Sven Lorenz Sten runs undervaluedshares.com, a subscription service that provides equity research for $49 per year. He has been investing since his teens, worked as a freelance stock‑market journalist, and now travels worldwide to uncover undervalued public‑company opportunities.
Why on‑the‑ground research still matters
Before the internet, annual reports arrived as paper copies and local newspapers listed daily stock prices. To discover hidden listings, investors often flew to the country, collected newspapers, and manually scanned company lists. Although language barriers and differing accounting standards made this difficult, the physical presence gave a clear information advantage—especially in frontier markets where data is scarce.
Even today, certain sectors (e.g., real‑estate) still require site visits. Sten’s recent trip to Egypt illustrates this:
- Egypt is building a new capital east of Cairo, financed by Egyptian, Gulf, and Chinese money.
- Off‑plan property can be bought for < $500 / m².
- Foreign buyers may obtain 10‑year payment plans in Egyptian pounds.
- Purchases are backed by a government guarantee—if the developer defaults, the state either completes the project or refunds the buyer.
Such details are rarely captured in online databases; they emerge only through conversations with developers, lawyers, and local officials.
Community‑driven idea generation
Sten treats his site as a community. He organizes reader trips (e.g., a 30‑person research tour of Poland) and leverages informal networks to spot opportunities. A notable example:
- A lunch with a New York reader led to an in‑depth analysis of Fiverr, which later surged ≈ 900 %.
He stresses that repeated exposure to diverse viewpoints—ranging from elite tech circles to right‑wing bloggers—helps filter out media echo chambers and uncover contrarian theses (e.g., his recent report on Twitter’s future).
Current investment themes
- Technology across borders – Post‑COVID digital transformation fuels growth in U.S., European, Asian, and emerging‑market tech stocks.
- Tech in emerging markets – Cheap, scalable technologies (mobile data, drones, low‑cost sensors) can multiply productivity in regions like Africa, where large tracts of land are under‑utilized.
- Crisis investing – Periods of political or economic turmoil can create deep discounts on assets that later rebound dramatically.
- Example: A London‑listed Iraqi oil stock bought after the 2003 war rose ≈ 100×.
- Current candidates: Venezuela (market‑based reforms, new sovereign bonds), Argentina (recurrent defaults but active equity market), Ukraine (real‑estate yields 7‑9 % with interest rates falling below 10 %). Specialized funds targeting Ukrainian micro‑niches claim double‑digit yields.
Research workflow
- Local brokerage reports – Most countries have at least one broker publishing company analyses; the challenge is gaining access.

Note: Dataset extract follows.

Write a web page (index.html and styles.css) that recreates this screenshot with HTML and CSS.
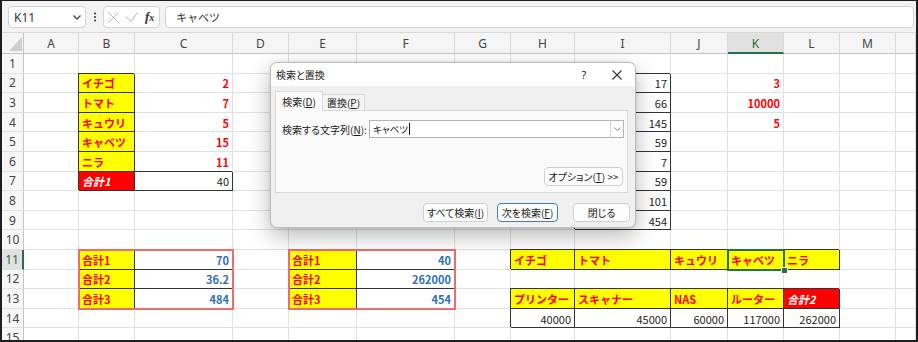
FILE: index.html
```html
<!DOCTYPE html>
<html lang="ja">
<head>
    <meta charset="UTF-8">
    <title>検索と置換</title>
    <link rel="stylesheet" href="styles.css">
</head>
<body>

<div class="window">
    <div class="formula-bar">
        <div class="name-box">
            <span>K11</span>
            <svg width="8" height="5" viewBox="0 0 8 5"><polyline points="0.5,0.5 4,4 7.5,0.5" fill="none" stroke="#444" stroke-width="1.3"/></svg>
        </div>
        <svg class="dots" width="4" height="10" viewBox="0 0 4 10"><circle cx="2" cy="1.5" r="1.1" fill="#444"/><circle cx="2" cy="5" r="1.1" fill="#444"/><circle cx="2" cy="8.5" r="1.1" fill="#444"/></svg>
        <div class="fx-box">
            <svg width="11" height="11" viewBox="0 0 11 11"><path d="M0.5 0.5L10.5 10.5M10.5 0.5L0.5 10.5" stroke="#b4b4b4" stroke-width="1"/></svg>
            <svg width="13" height="10" viewBox="0 0 13 10"><polyline points="0.5,4.5 6,9.3 12.5,0.5" fill="none" stroke="#b4b4b4" stroke-width="1"/></svg>
            <span class="fx">f<span>x</span></span>
        </div>
        <div class="formula-input">キャベツ</div>
    </div>

    <div class="sheet">
        <div class="grid" id="grid"></div>
        <div class="marks">
            <div class="frame frame-b"></div>
            <div class="frame frame-e"></div>
            <div class="active-cell"></div>
        </div>
    </div>

    <div class="dialog">
        <div class="dlg-title">
            <span class="dlg-caption">検索と置換</span>
            <span class="dlg-help">?</span>
            <span class="dlg-close"><svg width="10" height="10" viewBox="0 0 10 10"><path d="M0.5 0.5L9.5 9.5M9.5 0.5L0.5 9.5" stroke="#333" stroke-width="1.1"/></svg></span>
        </div>
        <div class="dlg-body">
            <div class="tabs">
                <div class="tab active">検索(<u>D</u>)</div>
                <div class="tab">置換(<u>P</u>)</div>
            </div>
            <div class="panel">
                <div class="find-row">
                    <label class="find-label">検索する文字列(<u>N</u>):</label>
                    <div class="combo">
                        <span class="combo-text">キャベツ</span><span class="caret"></span>
                        <span class="combo-btn"><svg width="7" height="4" viewBox="0 0 7 4"><polyline points="0.5,0.5 3.5,3.5 6.5,0.5" fill="none" stroke="#8a8a8a" stroke-width="1"/></svg></span>
                    </div>
                </div>
                <button class="btn btn-opt">オプション(<u>T</u>) &gt;&gt;</button>
            </div>
            <div class="dlg-buttons">
                <button class="btn btn-all">すべて検索(<u>I</u>)</button>
                <button class="btn btn-next">次を検索(<u>F</u>)</button>
                <button class="btn btn-close">閉じる</button>
            </div>
        </div>
    </div>
</div>

<script>
var cols = ['A','B','C','D','E','F','G','H','I','J','K','L','M','N'];

// lab = 黄色の見出し, red = 赤の数値, tot = 赤い合計, nb = 罫線付き数値, blue = 青の数値
var cells = {
    B2: ['イチゴ', 'lab'],   C2: ['2', 'red'],
    B3: ['トマト', 'lab'],   C3: ['7', 'red'],
    B4: ['キュウリ', 'lab'], C4: ['5', 'red'],
    B5: ['キャベツ', 'lab'], C5: ['15', 'red'],
    B6: ['ニラ', 'lab'],     C6: ['11', 'red'],
    B7: ['合計1', 'tot'],    C7: ['40', 'nb'],
    I2: ['17', 'nb'], I3: ['66', 'nb'], I4: ['145', 'nb'], I5: ['59', 'nb'],
    I6: ['7', 'nb'],  I7: ['59', 'nb'], I8: ['101', 'nb'], I9: ['454', 'nb'],
    K2: ['3', 'red'], K3: ['10000', 'red'], K4: ['5', 'red'],
    B11: ['合計1', 'lab'], C11: ['70', 'blue'],
    B12: ['合計2', 'lab'], C12: ['36.2', 'blue'],
    B13: ['合計3', 'lab'], C13: ['484', 'blue'],
    E11: ['合計1', 'lab'], F11: ['40', 'blue'],
    E12: ['合計2', 'lab'], F12: ['262000', 'blue'],
    E13: ['合計3', 'lab'], F13: ['454', 'blue'],
    H11: ['イチゴ', 'lab'], I11: ['トマト', 'lab'], J11: ['キュウリ', 'lab'],
    K11: ['キャベツ', 'lab'], L11: ['ニラ', 'lab'],
    H13: ['プリンター', 'lab'], I13: ['スキャナー', 'lab'], J13: ['NAS', 'lab'],
    K13: ['ルーター', 'lab'], L13: ['合計2', 'tot'],
    H14: ['40000', 'nb'], I14: ['45000', 'nb'], J14: ['60000', 'nb'],
    K14: ['117000', 'nb'], L14: ['262000', 'nb']
};

var html = '<div class="corner"><svg width="13" height="14" viewBox="0 0 13 14"><polygon points="13,0 13,14 0,14" fill="#cdcdcd"/></svg></div>';
cols.forEach(function (c) {
    html += '<div class="colhead' + (c === 'K' ? ' sel' : '') + '">' + (c === 'N' ? '' : c) + '</div>';
});
for (var r = 1; r <= 15; r++) {
    html += '<div class="rowhead' + (r === 11 ? ' sel' : '') + '">' + r + '</div>';
    cols.forEach(function (c) {
        var v = cells[c + r];
        html += v ? '<div class="cell ' + v[1] + '">' + v[0] + '</div>' : '<div class="cell"></div>';
    });
}
document.getElementById('grid').innerHTML = html;
</script>

</body>
</html>
```

FILE: styles.css
```css
body {
    margin: 0;
    background: #fff;
    font-family: "Noto Sans", "Noto Sans CJK JP", sans-serif;
    color: #222;
}
.window {
    position: relative;
    width: 918px;
    height: 342px;
    box-sizing: border-box;
    border: 2px solid #1e1e1e;
    border-top-width: 1px;
    overflow: hidden;
    background: #fff;
}

/* 数式バー */
.formula-bar {
    height: 32px;
    box-sizing: border-box;
    display: flex;
    align-items: flex-start;
    padding: 5px 2px 0 6px;
    background: #f3f3f3;
    border-bottom: 1px solid #d8d8d8;
}
.name-box, .fx-box, .formula-input {
    height: 22px;
    box-sizing: border-box;
    background: #fff;
    border: 1px solid #d3d3d3;
    border-radius: 4px;
    display: flex;
    align-items: center;
}
.name-box {
    width: 78px;
    padding: 0 4px 0 5px;
    justify-content: space-between;
    font-size: 12px;
    color: #333;
}
.dots {
    margin: 6px 6px 0 7px;
}
.fx-box {
    width: 57px;
    padding: 0 4px;
    gap: 6px;
}
.fx {
    font-family: "Liberation Serif", serif;
    font-style: italic;
    font-weight: bold;
    font-size: 13px;
    color: #333;
    margin-left: 1px;
}
.fx span {
    font-size: 10px;
}
.formula-input {
    flex: 1;
    margin-left: 5px;
    padding-left: 10px;
    font-family: "Noto Sans CJK JP", sans-serif;
    font-size: 11px;
    color: #333;
}

/* シート */
.sheet {
    --cols: 22px 55px 56px 98px 56px 68px 98px 56px 64px 96px 57px 56px 56px 56px 1fr;
    --rows: 21px repeat(15, 19.6px);
    position: relative;
    height: 307px;
    overflow: hidden;
}
.grid, .marks {
    display: grid;
    grid-template-columns: var(--cols);
    grid-template-rows: var(--rows);
}
.marks {
    position: absolute;
    inset: 0;
    pointer-events: none;
}
.corner, .colhead {
    background: #f5f5f5;
    border-bottom: 1px solid #c4c4c4;
    border-right: 1px solid #dadada;
    box-sizing: border-box;
}
.corner {
    display: flex;
    align-items: flex-end;
    justify-content: flex-end;
    padding: 0 1px 2px 0;
    border-right-color: #c4c4c4;
}
.colhead {
    display: flex;
    align-items: center;
    justify-content: center;
    font-size: 12px;
    color: #444;
    padding-top: 1px;
}
.colhead.sel {
    background: #e1e1e1;
    color: #1d6b40;
    border-bottom: 2px solid #217346;
}
.rowhead {
    background: #f7f7f7;
    border-right: 1px solid #c4c4c4;
    border-bottom: 1px solid #e2e2e2;
    box-sizing: border-box;
    display: flex;
    align-items: center;
    justify-content: center;
    font-size: 12px;
    color: #444;
}
.rowhead.sel {
    background: #e1e1e1;
    color: #1d6b40;
    border-right: 2px solid #217346;
}
.cell {
    box-sizing: border-box;
    border-right: 1px solid #e1e1e1;
    border-bottom: 1px solid #e1e1e1;
    padding: 1px 3px 0;
    display: flex;
    align-items: center;
    white-space: nowrap;
    font-family: "Noto Sans CJK JP", sans-serif;
    font-size: 11px;
}

/* 罫線付きセル: 左と上は隣のセルの線に重ねる */
.lab, .tot, .nb, .blue {
    border-right-color: #333;
    border-bottom-color: #333;
    box-shadow: -1px -1px 0 #333;
}
.lab {
    background: #ffff00;
    color: #ff0000;
    font-weight: bold;
}
.tot {
    background: #ff0000;
    color: #fff;
    font-weight: bold;
    font-style: italic;
}
.red {
    justify-content: flex-end;
    color: #ff0000;
    font-weight: bold;
}
.nb {
    justify-content: flex-end;
    color: #222;
}
.blue {
    justify-content: flex-end;
    color: #2e6fba;
    font-weight: bold;
}

.frame {
    margin: -1px;
    border: 2px solid #f26a6a;
}
.frame-b {
    grid-column: 3 / 5;
    grid-row: 12 / 15;
}
.frame-e {
    grid-column: 6 / 8;
    grid-row: 12 / 15;
}
.active-cell {
    grid-column: 12 / 13;
    grid-row: 12 / 13;
    margin: -1px;
    border: 2px solid #217346;
    position: relative;
}
.active-cell::after {
    content: "";
    position: absolute;
    right: -5px;
    bottom: -5px;
    width: 5px;
    height: 5px;
    background: #217346;
    border: 1px solid #fff;
}

/* 検索と置換ダイアログ */
.dialog {
    position: absolute;
    left: 268px;
    top: 61px;
    width: 366px;
    height: 166px;
    box-sizing: border-box;
    border: 1px solid #bdbdbd;
    border-radius: 7px;
    overflow: hidden;
    background: #f0f0f0;
    box-shadow: 0 8px 22px rgba(0, 0, 0, 0.28), 0 0 3px rgba(0, 0, 0, 0.12);
    font-family: "Noto Sans CJK JP", sans-serif;
    font-feature-settings: "palt";
    font-size: 10px;
    color: #1a1a1a;
}
.dlg-title {
    height: 23px;
    background: #fff;
    display: flex;
    align-items: center;
    padding-left: 5px;
}
.dlg-caption {
    flex: 1;
}
.dlg-help, .dlg-close {
    display: flex;
    justify-content: center;
    font-family: "Noto Sans", sans-serif;
    font-size: 11px;
}
.dlg-help {
    width: 30px;
}
.dlg-close {
    width: 36px;
}
.dlg-body {
    padding: 5px 7px 0 4px;
}
.tabs {
    display: flex;
    align-items: flex-end;
    height: 19px;
}
.tab {
    box-sizing: border-box;
    width: 42px;
    height: 16px;
    background: #f4f4f4;
    border: 1px solid #d9d9d9;
    border-left: none;
    border-bottom: none;
    display: flex;
    align-items: center;
    justify-content: center;
}
.tab.active {
    position: relative;
    z-index: 1;
    width: 48px;
    height: 20px;
    margin-bottom: -1px;
    background: #fafafa;
    border-left: 1px solid #d9d9d9;
    padding-bottom: 1px;
}
.panel {
    height: 83px;
    box-sizing: border-box;
    background: #fafafa;
    border: 1px solid #d9d9d9;
    padding: 9px 3px 6px 6px;
    display: flex;
    flex-direction: column;
}
.find-row {
    display: flex;
    align-items: center;
}
.find-label {
    width: 87px;
}
.combo {
    flex: 1;
    height: 18px;
    box-sizing: border-box;
    background: #fff;
    border: 1px solid #b3b3b3;
    display: flex;
    align-items: center;
    padding-left: 3px;
}
.combo-text {
    font-size: 9.5px;
}
.caret {
    width: 1px;
    height: 12px;
    background: #111;
    margin-left: 1px;
}
.combo-btn {
    margin-left: auto;
    width: 12px;
    height: 100%;
    border-left: 1px solid #d0d0d0;
    display: flex;
    align-items: center;
    justify-content: center;
}
.btn {
    box-sizing: border-box;
    height: 19px;
    padding: 0;
    background: #fdfdfd;
    border: 1px solid #cfcfcf;
    border-radius: 4px;
    font-family: inherit;
    font-feature-settings: "palt";
    font-size: 10px;
    color: #1a1a1a;
}
.btn-opt {
    margin-top: auto;
    align-self: flex-end;
    width: 79px;
    margin-right: 1px;
}
.dlg-buttons {
    display: flex;
    justify-content: flex-end;
    margin: 10px -2px 0 0;
}
.btn-all {
    width: 65px;
}
.btn-next {
    width: 61px;
    margin-left: 9px;
    border-color: #3c7fc4;
}
.btn-close {
    width: 57px;
    margin-left: 15px;
}
```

- Original filtering – While Bloomberg terminals can generate cheap‑valuation screens (e.g., lowest price‑to‑book in emerging markets), such lists are widely examined, reducing the chance of undiscovered gems.
- Human validation – Direct interviews with company executives, developers, lawyers, and local analysts provide context that data alone cannot.
- Cross‑checking narratives – By speaking to both pro‑ and anti‑establishment sources, Sten attempts to isolate objective facts from media spin.
Outlook for cities, remote work, and retail
Sten believes the post‑pandemic world will feature a hybrid model:
- Cities retain network effects essential for business development and client acquisition; remote tools (Zoom, video conferences) will supplement but not replace in‑person interaction.
- Countryside living may attract some, but large‑scale migration away from urban centers is unlikely.
- Retail will blend online convenience with experiential physical spaces—high‑touch services (e.g., luxury brand concierges) cannot be fully digitized, and vacant high‑street locations may enable new entrepreneurs to launch brands.
Emerging mobility technologies such as passenger drones could further blur the line between urban and rural accessibility for those who can afford them.
Practical takeaways for individual investors
- Seek on‑the‑ground insights in sectors where local regulation, guarantees, or infrastructure projects are pivotal (e.g., real estate, utilities).
- Diversify across themes: combine high‑growth tech exposure with crisis‑play assets that offer deep discounts.
- Leverage community networks to surface ideas that mainstream data screens miss.
- Assess risk vs. upside: crisis assets can deliver outsized returns (e.g., 100×) but may also take longer to materialize or fail entirely.
- Monitor macro trends (interest rates, political reforms) that can unlock value in distressed markets like Ukraine or Venezuela.
By blending data‑driven screening with field research and diverse human perspectives, investors can uncover undervalued opportunities that remain hidden from purely digital analysis.